Throughout his studies of human beings – which he came to call a philosophical anthropology of the “capable person” – he aimed to give an account of the capabilities and vulnerabilities that are displayed in all human activities, and he worked to make philosophical sense of the past and of our continuing involvement in it. He was much influenced by Christianity, and made a detailed study of the interpretation of the Bible. We should conduct our lives, Ricoeur wrote, guided by a “practical wisdom” that combines the understanding of universal moral laws with a respect for individuals.
Jean Paul Gustave Ricoeur was born on February 27, 1913 in Valence, in southeast France. His mother died when he was an infant, and after his father was killed in the First World War, Paul and his sister, Alice, were brought up by an aunt and their paternal grandparents. They were devout Protestants, and the children were regularly instructed to read the Bible.
A gifted student, Ricoeur studied Philosophy at the University of Rennes before winning a scholarship to the Sorbonne in 1934, where he first met the philosopher Gabriel Marcel, who became a lifelong friend. Ricoeur then embarked on a career as a schoolteacher, but on the outbreak of the Second World War, he was drafted to serve in the French army. A year later, however, his unit was captured during the German invasion of France, and he spent the next five years as a prisoner of war.
Despite the circumstances, it was an intellectually fruitful period. In “Critique and Conviction: Conversations With Francois Azouvi and Marc De Launay” (1998), Ricoeur described how he and his fellow prisoners organized reading classes and seminars, and he read extensively, notably Jaspers, Heidegger and Husserl, all of whom influenced his later work. Indeed, academic standards were so high in the camp that it was accredited as a degree-granting institution by the Vichy government. Ricoeur was later awarded the Croix de Guerre.

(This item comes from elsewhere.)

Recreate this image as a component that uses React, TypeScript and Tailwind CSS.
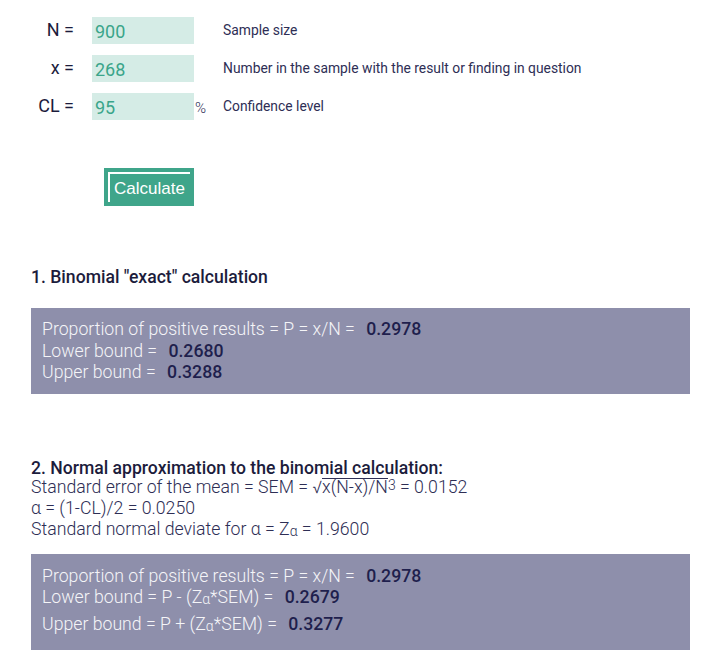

After the war, he returned to teaching before being appointed lecturer in the history of philosophy at the University of Strasbourg, where he remained until 1956. During this period, he published widely, notably a translation and commentary of “A Key to Husserl’s Ideas I,” and “Freedom and Nature: The Voluntary and the Involuntary” (1950), which established Ricoeur’s reputation as an expert on the philosophy of the will.
In 1956, he took up the chair of general philosophy at the Sorbonne. During this time, he wrote “The Symbolism of Evil” (1960) and “Freud and Philosophy: An Essay on Interpretation” (1965), one of the most comprehensive accounts of Freud’s theories from a philosophical point of view.
In 1970, he left France to take up a post at University of Chicago. There he became interested in American philosophy and social science and published several books including “The Rule of Metaphor” (1975) and the three-volume “Time and Narrative” (1983-85). He retired in 1985.
Ricoeur continued to publish in retirement, turning his attention in later life to the fields of justice and the law (“The Just,” 1995), neuroscience (“What Makes Us Think,” 1998) and the study of time (“On Memory, History, and Forgetting,” 2000). In November 2004, Ricoeur and the American historian Jaroslav Pelikan were each awarded a share of the Kluge Prize, a $1 million award set up in 2003 to honor achievements in fields not covered by the Nobel Prizes.
At the presentation of the award, the librarian of Congress, James Billington, said that Ricoeur had drawn on “the entire tradition of Western philosophy to explore and explain common problems: What is the nature of a self? How is memory used and abused? What is the nature of responsibility? He is,” Mr. Billington added, “a constant questioner – always pressing to understand the nature and limits of what constitutes our humanity.”
“If I had to lay out my vision of the world,” Ricoeur said in 2004, “I would say: given the place where I was born, the culture I received, what I read, what I learned, [and] what I thought about, there exists for me a result that constitutes, here and now, the best thing to do.”